After two years of dedicated work by students and faculty advisors, King was welcomed into the Alpha Phi Omega family.  Within the national organization, participating colleges receive a chapter name to distinguish themselves.  King’s new chapter will be called Alpha Eta Epsilon. 

“King students are community driven,” said Emily Loudon, director of campus life at King.  “The Alpha Phi Omega principles of leadership, friendship, and service, in addition to the longer list of principles, line up well with who King is.  Students transitioning from high school to college need something in which to be involved in.  Many high school students have invested time in church groups, mission trips, and community service organizations.  We are happy to be able to give them the opportunity to increase their involvement in community service.”
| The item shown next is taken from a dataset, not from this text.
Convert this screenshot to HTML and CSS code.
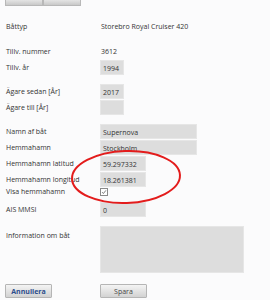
FILE: index.html
```html
<!DOCTYPE html>
<html lang="sv">
<head>
    <meta charset="UTF-8">
    <title>Båt</title>
    <link rel="stylesheet" href="styles.css">
</head>
<body>
    <!-- Top tabs (cut off) -->
    <div class="topbar">
        <span class="tab"></span>
        <span class="tab"></span>
    </div>

    <!-- Boat form -->
    <form class="boat-form">
        <div class="row gap-top-1">
            <span class="label">Båttyp</span>
            <span class="value">Storebro Royal Cruiser 420</span>
        </div>

        <div class="row gap-top-2">
            <span class="label">Tillv. nummer</span>
            <span class="value">3612</span>
        </div>
        <div class="row gap-1">
            <span class="label">Tillv. år</span>
            <span class="field small">1994</span>
        </div>

        <div class="row gap-top-3">
            <span class="label">Ägare sedan [År]</span>
            <span class="field small">2017</span>
        </div>
        <div class="row gap-1">
            <span class="label">Ägare till [År]</span>
            <span class="field small"></span>
        </div>

        <div class="row gap-top-3">
            <span class="label">Namn af båt</span>
            <span class="field wide">Supernova</span>
        </div>
        <div class="row gap-1">
            <span class="label">Hemmahamn</span>
            <span class="field wide">Stockholm</span>
        </div>
        <div class="row gap-1">
            <span class="label">Hemmahamn latitud</span>
            <span class="field medium">59.297332</span>
        </div>
        <div class="row gap-1">
            <span class="label">Hemmahamn longitud</span>
            <span class="field medium">18.261381</span>
        </div>
        <div class="row check-row">
            <span class="label">Visa hemmahamn</span>
            <span class="checkbox">
                <svg width="8" height="8" viewBox="0 0 8 8"><path d="M1.5 4.2 L3.2 6 L6.6 1.8" fill="none" stroke="#555" stroke-width="1"/></svg>
            </span>
        </div>

        <div class="row gap-top-4">
            <span class="label">AIS MMSI</span>
            <span class="field medium">0</span>
        </div>

        <div class="row text-row">
            <span class="label">Information om båt</span>
            <span class="field area"></span>
        </div>

        <div class="buttons">
            <button type="button" class="btn cancel">Annullera</button>
            <button type="button" class="btn save">Spara</button>
        </div>

        <!-- Red marker drawn over the coordinates -->
        <svg class="marker" width="120" height="64" viewBox="0 0 120 64">
            <ellipse cx="60" cy="32" rx="54" ry="26" fill="none" stroke="#e31c1c" stroke-width="2" transform="rotate(-2 60 32)"/>
        </svg>
    </form>
</body>
</html>
```

FILE: styles.css
```css
body {
    margin: 0;
    background-color: #fbfbfc;
    font-family: "Open Sans", "DejaVu Sans", sans-serif;
    font-size: 7px;
    color: #333;
}

.topbar {
    display: flex;
    padding-left: 5px;
    height: 6px;
}

.tab {
    width: 36px;
    height: 5px;
    background: linear-gradient(#e4e4e4, #c9c9c9);
    border: 1px solid #b8b8b8;
    border-top: none;
}

.boat-form {
    position: relative;
    padding-left: 6px;
}

.row {
    display: flex;
    align-items: center;
    height: 15px;
}

.gap-top-1 { margin-top: 13px; }
.gap-top-2 { margin-top: 10px; }
.gap-top-3 { margin-top: 9px; }
.gap-top-4 { margin-top: 6px; }
.gap-1 { margin-top: 1px; }

.label {
    width: 94px;
    flex-shrink: 0;
}

.value {
    padding-left: 1px;
}

.field {
    box-sizing: border-box;
    height: 15px;
    line-height: 15px;
    padding-left: 2px;
    background-color: #dddddd;
    border: 1px solid #e6e6e6;
    color: #333;
}

.small { width: 24px; }
.medium { width: 46px; }
.wide { width: 97px; }

.check-row {
    height: 9px;
}

.checkbox {
    box-sizing: border-box;
    width: 8px;
    height: 8px;
    border: 1px solid #8a8a8a;
    background: #fff;
    display: flex;
    align-items: center;
    justify-content: center;
}

.checkbox svg {
    width: 6px;
    height: 6px;
}

.text-row {
    margin-top: 9px;
    height: 47px;
    align-items: flex-start;
}

.text-row .label {
    padding-top: 5px;
}

.area {
    width: 144px;
    height: 47px;
}

.buttons {
    display: flex;
    margin-top: 11px;
    margin-left: -1px;
}

.btn {
    box-sizing: border-box;
    width: 47px;
    height: 14px;
    padding: 0;
    font-family: "Open Sans", "DejaVu Sans", sans-serif;
    font-size: 7px;
    background: linear-gradient(#f4f4f4, #d2d2d2);
    border: 1px solid #b5b5b5;
    border-radius: 1px;
}

.cancel {
    color: #2b4c8c;
    font-weight: bold;
}

.save {
    margin-left: 48px;
    color: #444;
}

.marker {
    position: absolute;
    left: 66px;
    top: 126px;
}
```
Alpha Phi Omega, founded at Lafayette College in Easton Penn., in 1925, is a national coeducational service fraternity founded on the cardinal principles of leadership, friendship and service.  It provides its members the opportunity to develop leadership skills as they provide service to their campus, to youth and the community, to the nation, and to members of the Fraternity.

Alpha Phi Omega National Service Fraternity has more than 17,000 male and female student members at 366 college campuses nationwide. More than 350,000 members have joined Alpha Phi Omega since its founding. 
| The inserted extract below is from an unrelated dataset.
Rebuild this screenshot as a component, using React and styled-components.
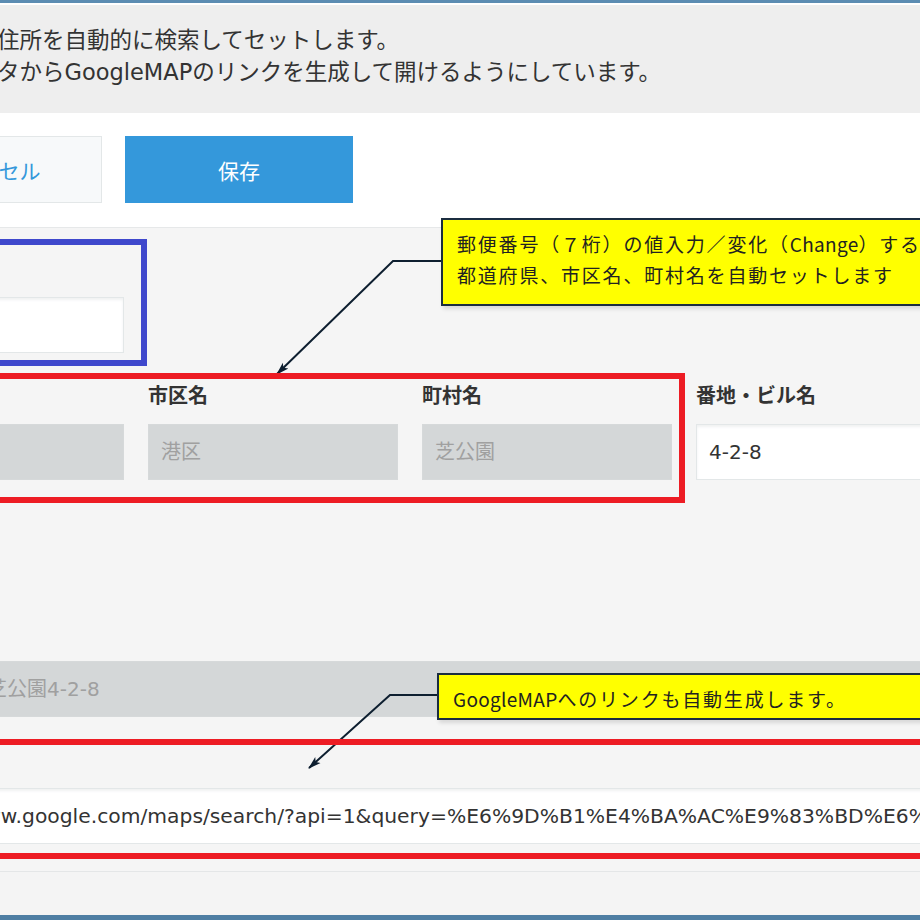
import React from 'react'
import styled, {createGlobalStyle} from 'styled-components'

const FONT = `"DejaVu Sans", "Noto Sans CJK JP", sans-serif`;

const GlobalStyle = createGlobalStyle`
  html, body {
    margin: 0;
    padding: 0;
    background: #f4f4f4;
  }
  body {
    font-family: ${FONT};
    color: #333;
  }
`;

const addressFields = [
  {label: '都道府県', value: '東京都'},
  {label: '市区名', value: '港区'},
  {label: '町村名', value: '芝公園'},
];

const mapUrl = 'https://www.google.com/maps/search/?api=1&query=%E6%9D%B1%E4%BA%AC%E9%83%BD%E6%B8%AF%E5%8C%BA%E8%8A%9D%E5%85%AC%E5%9C%924-2-8';

function App() {
  return (
    <>
      <GlobalStyle/>
      <Screen>
        <Page>
          <Notice>
            <NoticeLine>住所を自動的に検索してセットします。</NoticeLine>
            <NoticeLine>タからGoogleMAPのリンクを生成して開けるようにしています。</NoticeLine>
          </Notice>

          <Toolbar>
            <ActionButton>キャンセル</ActionButton>
            <ActionButton $primary>保存</ActionButton>
          </Toolbar>

          <Form>
            <FieldRow>
              <Field>
                <Label>郵便番号</Label>
                <Input defaultValue="" />
              </Field>
            </FieldRow>

            <FieldRow>
              {addressFields.map(f => (
                <Field key={f.label}>
                  <Label>{f.label}</Label>
                  <ReadOnly>{f.value}</ReadOnly>
                </Field>
              ))}
              <Field>
                <Label>番地・ビル名</Label>
                <Input defaultValue="4-2-8" />
              </Field>
            </FieldRow>

            <Spacer/>

            <FieldRow>
              <Field $wide>
                <Label>住所</Label>
                <ReadOnly>東京都港区芝公園4-2-8</ReadOnly>
              </Field>
            </FieldRow>

            <FieldRow>
              <Field $wide>
                <Label>地図リンク</Label>
                <Input $url defaultValue={mapUrl} />
              </Field>
            </FieldRow>
          </Form>
        </Page>

        <Annotations>
          <Arrows viewBox="0 0 920 920" width="920" height="920">
            <defs>
              <marker id="head" markerWidth="13" markerHeight="10" refX="12" refY="5"
                orient="auto" markerUnits="userSpaceOnUse">
                <path d="M0,1 L13,5 L0,9 L3,5 Z" fill="#0e1f30"/>
              </marker>
            </defs>
            <polyline points="441,258 393,258 277,371" fill="none" stroke="#0e1f30"
              strokeWidth="2" markerEnd="url(#head)"/>
            <polyline points="437,692 390,692 309,765" fill="none" stroke="#0e1f30"
              strokeWidth="2" markerEnd="url(#head)"/>
          </Arrows>

          <Frame $color="#3f48cc" style={{left: -10, top: 236, width: 157, height: 127}}/>
          <Frame $color="#ed1c24" style={{left: -10, top: 370, width: 695, height: 130}}/>
          <Frame $color="#ed1c24" style={{left: -10, top: 736, width: 940, height: 120}}/>

          <Callout style={{left: 441, top: 215, height: 88}}>
            郵便番号（７桁）の値入力／変化（<Latin>Change</Latin>）すると<br/>
            都道府県、市区名、町村名を自動セットします
          </Callout>
          <Callout style={{left: 437, top: 670, height: 47}}>
            <Latin>GoogleMAP</Latin>へのリンクも自動生成します。
          </Callout>
        </Annotations>
      </Screen>
    </>
  )
}

const Screen = styled.div`
  position: relative;
  width: 920px;
  height: 920px;
  box-sizing: border-box;
  overflow: hidden;
  border-top: 3px solid #5b8cb2;
  border-bottom: 5px solid #4f7ea3;
  background: #f4f4f4;
`;

// the form is scrolled sideways, so its first column sits off the left edge
const Page = styled.div`
  margin-left: -126px;
  width: 1200px;
`;

const Notice = styled.div`
  border-top: 2px solid #fff;
  background: #eeeeee;
  padding: 19px 0 25px 123px;
  font-size: 22.5px;
  line-height: 32px;
  color: #333;
`;

const NoticeLine = styled.div`
  white-space: nowrap;
`;

const Toolbar = styled.div`
  display: flex;
  gap: 23px;
  background: #fff;
  padding: 23px 0 24px;
  border-bottom: 1px solid #e6e8e9;
`;

const ActionButton = styled.button`
  width: 228px;
  height: 67px;
  box-sizing: border-box;
  font-family: ${FONT};
  font-size: 21px;
  border: 1px solid ${p => p.$primary ? '#3498db' : '#e3e7e8'};
  background: ${p => p.$primary ? '#3498db' : '#f7f9fa'};
  color: ${p => p.$primary ? '#fff' : '#3498db'};
  cursor: pointer;
`;

const Form = styled.div`
  display: flex;
  flex-direction: column;
  gap: 29px;
  background: #f5f5f5;
  padding: 27px 0 27px;
  border-bottom: 1px solid #e4e6e7;
`;

const FieldRow = styled.div`
  display: flex;
  gap: 24px;
`;

const Spacer = styled.div`
  height: 81px;
`;

const Field = styled.div`
  display: flex;
  flex-direction: column;
  gap: 14px;
  width: ${p => p.$wide ? '1200px' : '250px'};
`;

const Label = styled.div`
  font-size: 20px;
  line-height: 28px;
  font-weight: bold;
  color: #333;
  white-space: nowrap;
`;

const Input = styled.input`
  height: 56px;
  box-sizing: border-box;
  border: 1px solid #e3e7e8;
  box-shadow: inset 0 2px 3px #f0f1f2;
  background: #fff;
  padding: 0 12px 0 ${p => p.$url ? '20px' : '12px'};
  font-family: ${FONT};
  font-size: ${p => p.$url ? '20.3px' : '20px'};
  color: #333;
  outline: none;
`;

const ReadOnly = styled.div`
  height: 56px;
  box-sizing: border-box;
  border: 1px solid #d6d9da;
  background: #d4d7d8;
  padding: 0 12px;
  font-size: 20px;
  line-height: 54px;
  color: #a0a0a0;
  white-space: nowrap;
`;

const Annotations = styled.div`
  position: absolute;
  inset: 0;
  pointer-events: none;
`;

const Arrows = styled.svg`
  position: absolute;
  left: 0;
  top: 0;
`;

const Frame = styled.div`
  position: absolute;
  box-sizing: border-box;
  border: 6px solid ${p => p.$color};
`;

const Callout = styled.div`
  position: absolute;
  width: 520px;
  box-sizing: border-box;
  background: #ffff00;
  border: 2px solid #1b2d40;
  box-shadow: 2px 3px 4px rgba(0, 0, 0, 0.12);
  padding: 8px 0 0 14px;
  font-family: "Noto Sans CJK JP", sans-serif;
  font-size: 19px;
  letter-spacing: 1.8px;
  line-height: 31px;
  color: #222;
  white-space: nowrap;
`;

const Latin = styled.span`
  letter-spacing: 0.3px;
`;

export default App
The chartering ceremony held in April in King’s Fine Arts Theatre included APO chapters from The University of Tennessee Knoxville, East Tennessee State University, University of Kentucky, and the University of Mount Union who were in attendance to welcome King to the brotherhood. 

The chartering process began in fall 2010.  The process to become a charter member of APO is broken down into three stages: interest group, petitioning group, and charter. 

“We are currently working to build membership,” said Sara Hill, electronic resources librarian and the primary advisor for APO at King.  “We currently have 15 student members who have completed over 20 service projects.  These students, rising sophomores and juniors, have played significant roles in the development of our new APO chapter.  Four members spent part of their summer attending a leadership academy in Orlando, Fla., learning about building chapters, pledge membership classes, recruitment, and retention.”

For King’s chapter, each member will be required to perform a minimum of 20 hours of service per semester.  Some of the community service projects members have participated in include mentoring local children at Girls Inc., helping out at the Clothes Closet, Ronald McDonald House, as well as recycling for the library. 

“Service projects have been on a fairly small scale so far, but as membership grows, the magnitude of the service projects will grow,” said Hills.  “We are excited about possibilities this organization will bring to King’s students as they endeavor to further King’s mission to build meaningful lives for achievement and cultural transformation in Christ.”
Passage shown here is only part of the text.